La determinación del partido Demócrata de avanzar en el juicio político contra Trump debió atravesar un sinnúmero de vacilaciones, y tampoco es claro que hayan sido superadas. En el bloque demócrata de diputados ocupan escaños tres mujeres que han saltado sin mediaciones de la cúpula de la CIA al Congreso. El bloque demócrata se ha negado a que Biden comparezca en las sesiones que debatieron la pertinencia del ‘impeachment’, como pidió Trump para embarrar el escenario político y parlamentario. Los funcionarios de Trump convocados al parlamento rehusaron hacerlo. Trump, por su lado, enfrentado a una declinación en las encuestas, ha iniciado una campaña de movilización de características fascistas. No le resulta suficiente la protección que tiene de la mayoría republicana del Senado, que es la cámara que tiene el poder de sentencia. Es que, cualquier sea el resultado final, la pelea adquirirá ribetes más brutales e incluso violentos cuando comience la campaña electoral.

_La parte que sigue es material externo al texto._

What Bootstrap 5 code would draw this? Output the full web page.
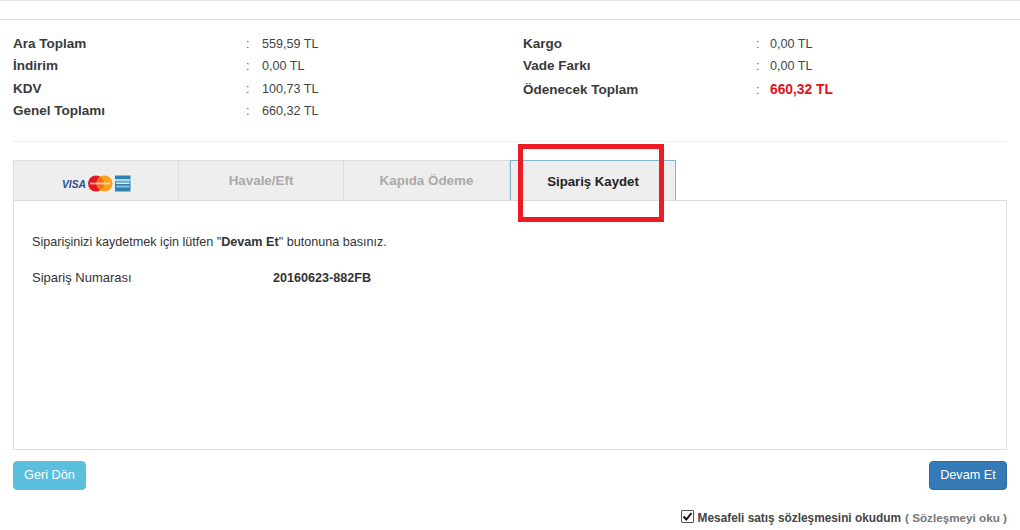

Votada por Diputados la pertinencia del juicio político, la jefa de los demócratas se rehúsa a habilitar la intervención inevitable del Senado, con el argumento de que la mayoría republicana no tiene la intención de abrir una ronda de testigos y debates, sino pasar al rechazo sin dilaciones, para evitar la publicidad de los delitos atribuidos a Trump y el perjuicio que puede ocasionarles en la campaña electoral. El demócrata Biden, por su lado, ya ha dicho que no prestará su concurso – es claro que si lo hiciera, saltarían los negociados de su hijo que apadrinó en Ucrania. El bloqueo al proceso del juicio político obliga a cada bando a aumentar las provocaciones.
Cuando se observa esta crisis política a la luz de la guerra económica internacional es claro que está reflejando el impasse del capital norteamericano en el marco de la crisis capitalista mundial. Las guerras, incluso las económicas, reclaman ‘gobiernos fuertes’ y hasta ‘estados de excepción’, porque necesitan toda la concentración de poder de que puedan disponer. O sea que se desarrolla en Estados Unidos una crisis de régimen político, que se manifiesta en golpes y auto-golpes, con la intervención apenas solapada de los militares y los servicios. Las rebeliones populares y las revoluciones en marcha en numerosos países atizan aún más esta crisis, porque en casi todos los casos expresan el fracaso de las guerras montadas por el imperialismo yanqui desde la ocupación de Afganistán e Irak hace casi dos décadas. Este fracaso tiene repercusiones estratégicas en el aparato de seguridad de los Estados Unidos. La burguesía norteamericana está haciendo una evaluación de los recursos de que dispone para enfrentar esta crisis, con una u otra metodología política.
La crisis desde arriba involucrará sin mucha demora a los de abajo, que por su lado enfrentan olas de despidos con luchas y desencadenan huelgas crecientes, como en la docencia, y movilizaciones anti-fascistas, al margen del partido demócrata y de la burocracia de los sindicatos.